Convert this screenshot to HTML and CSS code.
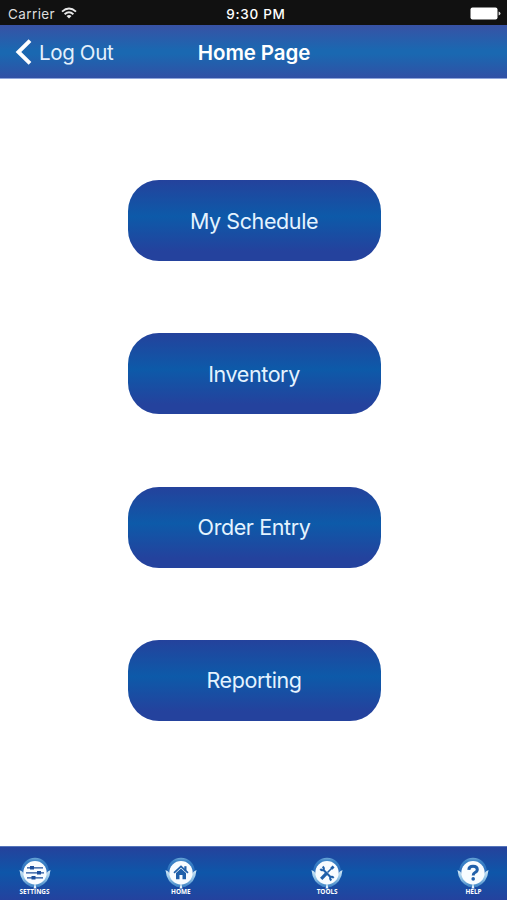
FILE: index.html
```html
<!DOCTYPE html>
<html lang="en">
<head>
    <meta charset="UTF-8">
    <title>Home Page</title>
    <link rel="stylesheet" href="styles.css">
</head>
<body>
    <!-- shared parts of the toolbar icons -->
    <svg class="defs" width="0" height="0">
        <defs>
            <linearGradient id="ball" x1="0" y1="0" x2="0" y2="1">
                <stop offset="0" stop-color="#6fa9d8"/>
                <stop offset="0.12" stop-color="#3c83c6"/>
                <stop offset="0.65" stop-color="#2365b8"/>
                <stop offset="1" stop-color="#8fc4e8"/>
            </linearGradient>
            <linearGradient id="wing" x1="0" y1="0" x2="0" y2="1">
                <stop offset="0" stop-color="#d5eaf7"/>
                <stop offset="0.5" stop-color="#8fc1e5"/>
                <stop offset="1" stop-color="#3b80c3"/>
            </linearGradient>
        </defs>
        <symbol id="badge" viewBox="0 0 34 32">
            <circle cx="17" cy="14.5" r="13.8" fill="url(#ball)"/>
            <path d="M1.5 13 Q4.5 14 6 17 Q9 26 17 27.5 Q25 26 28 17 Q29.5 14 32.5 13 Q31.5 25.5 21 30 H13 Q2.5 25.5 1.5 13Z" fill="url(#wing)"/>
            <circle cx="17" cy="15.8" r="11.7" fill="#f8fcff"/>
            <path d="M17 26 L18.5 31.5 H15.5Z" fill="#e8f4fb"/>
        </symbol>
    </svg>

    <div class="statusBar">
        <div class="carrier">
            <span>Carrier</span>
            <svg width="16" height="12" viewBox="0 0 16 12" fill="none" stroke="#e8e8e8" stroke-width="1.9">
                <path d="M1 4.6 Q8 -1.6 15 4.6"/>
                <path d="M3.6 7.2 Q8 3.4 12.4 7.2"/>
                <path d="M8 11.6 L5.5 9 Q8 7 10.5 9Z" fill="#e8e8e8" stroke="none"/>
            </svg>
        </div>
        <div class="time">9:30 PM</div>
        <div class="battery">
            <svg width="31" height="13" viewBox="0 0 31 13">
                <rect x="0.5" y="0.5" width="27" height="12" rx="2" fill="#fff"/>
                <path d="M28.6 4.5 Q30.5 5 30.5 6.5 Q30.5 8 28.6 8.5Z" fill="#ddd"/>
            </svg>
        </div>
    </div>

    <header>
        <a class="back">
            <svg width="17" height="26" viewBox="0 0 17 26" fill="none" stroke="#fff" stroke-width="3.9">
                <path d="M15 1.6 L3.4 13 L15 24.4"/>
            </svg>
            <span>Log Out</span>
        </a>
        <h1>Home Page</h1>
    </header>

    <main>
        <button>My Schedule</button>
        <button>Inventory</button>
        <button>Order Entry</button>
        <button>Reporting</button>
    </main>

    <footer>
        <div class="tab">
            <svg width="34" height="32" viewBox="0 0 34 32">
                <use href="#badge"/>
                <g stroke="#1d4f9c" stroke-width="1.3">
                    <path d="M9 10.8 H25 M8 15.8 H26 M9 20.8 H25"/>
                    <path d="M14 9.1 V12.500 M21 14.1 V17.500 M15.500 19.1 V22.500" stroke-width="4"/>
                </g>
            </svg>
            <span>SETTINGS</span>
        </div>
        <div class="tab">
            <svg width="34" height="32" viewBox="0 0 34 32">
                <use href="#badge"/>
                <g fill="#2060aa">
                    <path d="M12 16 L17 11.5 L22 16 V22.3 H18.5 V18 H15.5 V22.3 H12Z"/>
                    <path d="M10 15.8 L17 9.3 L24 15.8" fill="none" stroke="#2060aa" stroke-width="1.7"/>
                    <rect x="20.3" y="9.2" width="2.2" height="4.500"/>
                </g>
            </svg>
            <span>HOME</span>
        </div>
        <div class="tab">
            <svg width="34" height="32" viewBox="0 0 34 32">
                <use href="#badge"/>
                <g fill="none" stroke="#2060aa">
                    <path d="M13 12.5 L21 20.5" stroke-width="2.2"/>
                    <path d="M10.3 12 Q12 14 13.5 12.7 Q14.5 11 12.6 9.6 M23.7 21 Q22 19 20.5 20.3 Q19.5 22 21.4 23.4" stroke-width="2"/>
                    <path d="M22.5 10.5 L17.5 15.5" stroke-width="1.6"/>
                    <path d="M16.3 16.7 L11.2 21.8" stroke-width="3.3"/>
                    <path d="M23.6 9.4 L21.3 11.7" stroke-width="2.8"/>
                </g>
            </svg>
            <span>TOOLS</span>
        </div>
        <div class="tab">
            <svg width="34" height="32" viewBox="0 0 34 32">
                <use href="#badge"/>
                <path d="M12.800 12.800 Q13 9.300 17 9.300 Q21.300 9.300 21.300 12.500 Q21.300 14.400 19 15.500 Q17.200 16.400 17.200 18.500" fill="none" stroke="#2060aa" stroke-width="3"/>
                <circle cx="17.2" cy="21.900" r="1.800" fill="#2060aa"/>
            </svg>
            <span>HELP</span>
        </div>
    </footer>
</body>
</html>
```
FILE: styles.css
```css
* {box-sizing: border-box}
body {
    font-family: Inter, Roboto, sans-serif;
    margin: 0;
    height: 900px;
    display: flex;
    flex-direction: column;
    background-color: #fff;
    color: #fff;
    overflow: hidden;
}
svg {
    display: block;
    flex: none;
}
.defs {
    position: absolute;
}

/* Status bar */
.statusBar {
    height: 25px;
    display: grid;
    grid-template-columns: 1fr auto 1fr;
    align-items: center;
    padding: 2px 6px 0 8px;
    background-color: #111;
    font-size: 13.5px;
    line-height: 20px;
}
.carrier {
    display: flex;
    align-items: center;
    gap: 6px;
    color: #ddd;
    letter-spacing: 0.4px;
}
.carrier svg {
    margin-top: -2px;
}
.time {
    font-weight: 500;
    letter-spacing: 0.7px;
    padding-left: 3px;
}
.battery {
    display: flex;
    justify-content: flex-end;
}

/* Navigation bar */
header {
    height: 54px;
    display: grid;
    grid-template-columns: 1fr auto 1fr;
    align-items: center;
    padding: 1px 14px 0 15px;
    background: linear-gradient(#3852a5, #1a68b1 48%, #1a68b1 55%, #3150a5);
    border-bottom: 1px solid #8fa5da;
}
.back {
    display: flex;
    align-items: center;
    gap: 7px;
    font-size: 20.5px;
    letter-spacing: -0.35px;
    color: #e4f0fc;
}
h1 {
    margin: 0;
    font-size: 20.5px;
    font-weight: 600;
    letter-spacing: -0.1px;
}

/* Menu */
main {
    flex: 1;
    display: flex;
    flex-direction: column;
    align-items: center;
    gap: 72.3px;
    padding: 101px 0 0 1px;
}
button {
    width: 253px;
    height: 81px;
    padding: 0;
    border: none;
    border-radius: 31px;
    background: linear-gradient(#24429c, #0d5aa9 45%, #24429d 88%, #24429d);
    color: #e4f3ff;
    font-family: inherit;
    font-size: 21.5px;
    letter-spacing: -0.4px;
    cursor: pointer;
}

/* Bottom toolbar */
footer {
    height: 54px;
    display: flex;
    justify-content: space-between;
    padding: 10px 13px 0 14px;
    background: linear-gradient(#25429c, #0e56a9 48%, #24429e);
    border-top: 1px solid #5575ba;
}
.tab {
    width: 41px;
    display: flex;
    flex-direction: column;
    align-items: center;
}
.tab span {
    font-family: "Open Sans", sans-serif;
    font-size: 6.4px;
    font-weight: 700;
    line-height: 6px;
}
```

++++++

Your instructions: Images should not appear in the copy; retype the listing above exactly.

Written solution:
Convert this screenshot to HTML and CSS code.
FILE: index.html
```html
<!DOCTYPE html>
<html lang="en">
<head>
    <meta charset="UTF-8">
    <title>Home Page</title>
    <link rel="stylesheet" href="styles.css">
</head>
<body>
    <!-- shared parts of the toolbar icons -->
    <svg class="defs" width="0" height="0">
        <defs>
            <linearGradient id="ball" x1="0" y1="0" x2="0" y2="1">
                <stop offset="0" stop-color="#6fa9d8"/>
                <stop offset="0.12" stop-color="#3c83c6"/>
                <stop offset="0.65" stop-color="#2365b8"/>
                <stop offset="1" stop-color="#8fc4e8"/>
            </linearGradient>
            <linearGradient id="wing" x1="0" y1="0" x2="0" y2="1">
                <stop offset="0" stop-color="#d5eaf7"/>
                <stop offset="0.5" stop-color="#8fc1e5"/>
                <stop offset="1" stop-color="#3b80c3"/>
            </linearGradient>
        </defs>
        <symbol id="badge" viewBox="0 0 34 32">
            <circle cx="17" cy="14.5" r="13.8" fill="url(#ball)"/>
            <path d="M1.5 13 Q4.5 14 6 17 Q9 26 17 27.5 Q25 26 28 17 Q29.5 14 32.5 13 Q31.5 25.5 21 30 H13 Q2.5 25.5 1.5 13Z" fill="url(#wing)"/>
            <circle cx="17" cy="15.8" r="11.7" fill="#f8fcff"/>
            <path d="M17 26 L18.5 31.5 H15.5Z" fill="#e8f4fb"/>
        </symbol>
    </svg>

    <div class="statusBar">
        <div class="carrier">
            <span>Carrier</span>
            <svg width="16" height="12" viewBox="0 0 16 12" fill="none" stroke="#e8e8e8" stroke-width="1.9">
                <path d="M1 4.6 Q8 -1.6 15 4.6"/>
                <path d="M3.6 7.2 Q8 3.4 12.4 7.2"/>
                <path d="M8 11.6 L5.5 9 Q8 7 10.5 9Z" fill="#e8e8e8" stroke="none"/>
            </svg>
        </div>
        <div class="time">9:30 PM</div>
        <div class="battery">
            <svg width="31" height="13" viewBox="0 0 31 13">
                <rect x="0.5" y="0.5" width="27" height="12" rx="2" fill="#fff"/>
                <path d="M28.6 4.5 Q30.5 5 30.5 6.5 Q30.5 8 28.6 8.5Z" fill="#ddd"/>
            </svg>
        </div>
    </div>

    <header>
        <a class="back">
            <svg width="17" height="26" viewBox="0 0 17 26" fill="none" stroke="#fff" stroke-width="3.9">
                <path d="M15 1.6 L3.4 13 L15 24.4"/>
            </svg>
            <span>Log Out</span>
        </a>
        <h1>Home Page</h1>
    </header>

    <main>
        <button>My Schedule</button>
        <button>Inventory</button>
        <button>Order Entry</button>
        <button>Reporting</button>
    </main>

    <footer>
        <div class="tab">
            <svg width="34" height="32" viewBox="0 0 34 32">
                <use href="#badge"/>
                <g stroke="#1d4f9c" stroke-width="1.3">
                    <path d="M9 10.8 H25 M8 15.8 H26 M9 20.8 H25"/>
                    <path d="M14 9.1 V12.500 M21 14.1 V17.500 M15.500 19.1 V22.500" stroke-width="4"/>
                </g>
            </svg>
            <span>SETTINGS</span>
        </div>
        <div class="tab">
            <svg width="34" height="32" viewBox="0 0 34 32">
                <use href="#badge"/>
                <g fill="#2060aa">
                    <path d="M12 16 L17 11.5 L22 16 V22.3 H18.5 V18 H15.5 V22.3 H12Z"/>
                    <path d="M10 15.8 L17 9.3 L24 15.8" fill="none" stroke="#2060aa" stroke-width="1.7"/>
                    <rect x="20.3" y="9.2" width="2.2" height="4.500"/>
                </g>
            </svg>
            <span>HOME</span>
        </div>
        <div class="tab">
            <svg width="34" height="32" viewBox="0 0 34 32">
                <use href="#badge"/>
                <g fill="none" stroke="#2060aa">
                    <path d="M13 12.5 L21 20.5" stroke-width="2.2"/>
                    <path d="M10.3 12 Q12 14 13.5 12.7 Q14.5 11 12.6 9.6 M23.7 21 Q22 19 20.5 20.3 Q19.5 22 21.4 23.4" stroke-width="2"/>
                    <path d="M22.5 10.5 L17.5 15.5" stroke-width="1.6"/>
                    <path d="M16.3 16.7 L11.2 21.8" stroke-width="3.3"/>
                    <path d="M23.6 9.4 L21.3 11.7" stroke-width="2.8"/>
                </g>
            </svg>
            <span>TOOLS</span>
        </div>
        <div class="tab">
            <svg width="34" height="32" viewBox="0 0 34 32">
                <use href="#badge"/>
                <path d="M12.800 12.800 Q13 9.300 17 9.300 Q21.300 9.300 21.300 12.500 Q21.300 14.400 19 15.500 Q17.200 16.400 17.200 18.500" fill="none" stroke="#2060aa" stroke-width="3"/>
                <circle cx="17.2" cy="21.900" r="1.800" fill="#2060aa"/>
            </svg>
            <span>HELP</span>
        </div>
    </footer>
</body>
</html>
```
FILE: styles.css
```css
* {box-sizing: border-box}
body {
    font-family: Inter, Roboto, sans-serif;
    margin: 0;
    height: 900px;
    display: flex;
    flex-direction: column;
    background-color: #fff;
    color: #fff;
    overflow: hidden;
}
svg {
    display: block;
    flex: none;
}
.defs {
    position: absolute;
}

/* Status bar */
.statusBar {
    height: 25px;
    display: grid;
    grid-template-columns: 1fr auto 1fr;
    align-items: center;
    padding: 2px 6px 0 8px;
    background-color: #111;
    font-size: 13.5px;
    line-height: 20px;
}
.carrier {
    display: flex;
    align-items: center;
    gap: 6px;
    color: #ddd;
    letter-spacing: 0.4px;
}
.carrier svg {
    margin-top: -2px;
}
.time {
    font-weight: 500;
    letter-spacing: 0.7px;
    padding-left: 3px;
}
.battery {
    display: flex;
    justify-content: flex-end;
}

/* Navigation bar */
header {
    height: 54px;
    display: grid;
    grid-template-columns: 1fr auto 1fr;
    align-items: center;
    padding: 1px 14px 0 15px;
    background: linear-gradient(#3852a5, #1a68b1 48%, #1a68b1 55%, #3150a5);
    border-bottom: 1px solid #8fa5da;
}
.back {
    display: flex;
    align-items: center;
    gap: 7px;
    font-size: 20.5px;
    letter-spacing: -0.35px;
    color: #e4f0fc;
}
h1 {
    margin: 0;
    font-size: 20.5px;
    font-weight: 600;
    letter-spacing: -0.1px;
}

/* Menu */
main {
    flex: 1;
    display: flex;
    flex-direction: column;
    align-items: center;
    gap: 72.3px;
    padding: 101px 0 0 1px;
}
button {
    width: 253px;
    height: 81px;
    padding: 0;
    border: none;
    border-radius: 31px;
    background: linear-gradient(#24429c, #0d5aa9 45%, #24429d 88%, #24429d);
    color: #e4f3ff;
    font-family: inherit;
    font-size: 21.5px;
    letter-spacing: -0.4px;
    cursor: pointer;
}

/* Bottom toolbar */
footer {
    height: 54px;
    display: flex;
    justify-content: space-between;
    padding: 10px 13px 0 14px;
    background: linear-gradient(#25429c, #0e56a9 48%, #24429e);
    border-top: 1px solid #5575ba;
}
.tab {
    width: 41px;
    display: flex;
    flex-direction: column;
    align-items: center;
}
.tab span {
    font-family: "Open Sans", sans-serif;
    font-size: 6.4px;
    font-weight: 700;
    line-height: 6px;
}
```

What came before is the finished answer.